If this were possible, human beings would be able to direct the solar system towards another star located elsewhere in the galaxy and similar to the sun.
Using stellar engines, astronomers foresee that it will be possible to move our solar system in an intact form or as a Dyson Sphere just in case the Milky Way Galaxy changes in an unpleasant way making such a move necessary.
A stellar engine is a device that consumes a significant part of a star’s resources to produce energy. There are three types of stellar engines. A Class A stellar engine uses the impulse of the radiation emitted by any appropriate star to produce a vectored thrust force, which can generate work when acting at a distance.
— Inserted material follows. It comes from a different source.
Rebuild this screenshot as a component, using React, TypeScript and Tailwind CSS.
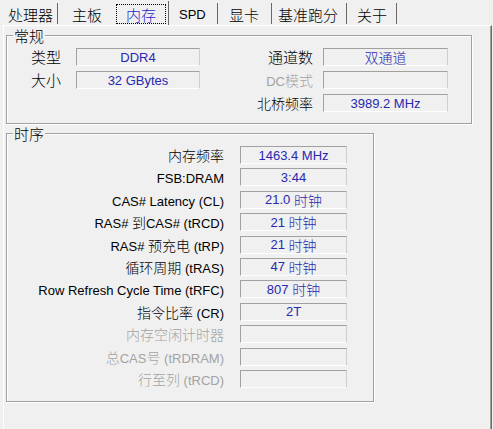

Dr. Shkadov’s 1987 thruster is an example of a Class A stellar engine and demonstrates the possibility of controlling the movement of the solar system in the galaxy. It was made up of a mirror positioned some distance from the sun. The solar sail-like mirror would cause the central symmetry of the solar radiation in the Sun-mirror system to be violated causing a certain thrust force to be instigated. This scientist proved that with a well-designed system, the thrust force could allow a significant deviation of the solar system’s usual and expected trajectory in our galaxy.
A Class B stellar engine uses the energy given out by a star to generate mechanical power. Badescu proposed such an engine composed of two shell-surfaces englobing a star with the inner shell surface acting as a solar energy collector and the outer shell surface acting as a thermal radiator. The difference between the temperatures of the two shells determines a heat flux from the inner shell to the outer one. This flux can enter an ordinary thermal engine used to generate power.
A Class C Stellar Engine is a blend of Class A and Class B stellar engines. It uses the impulse and the energy of a star’s radiation to provide both a thrust force and mechanical power. This technology could provide the power and possibility of interstellar travel.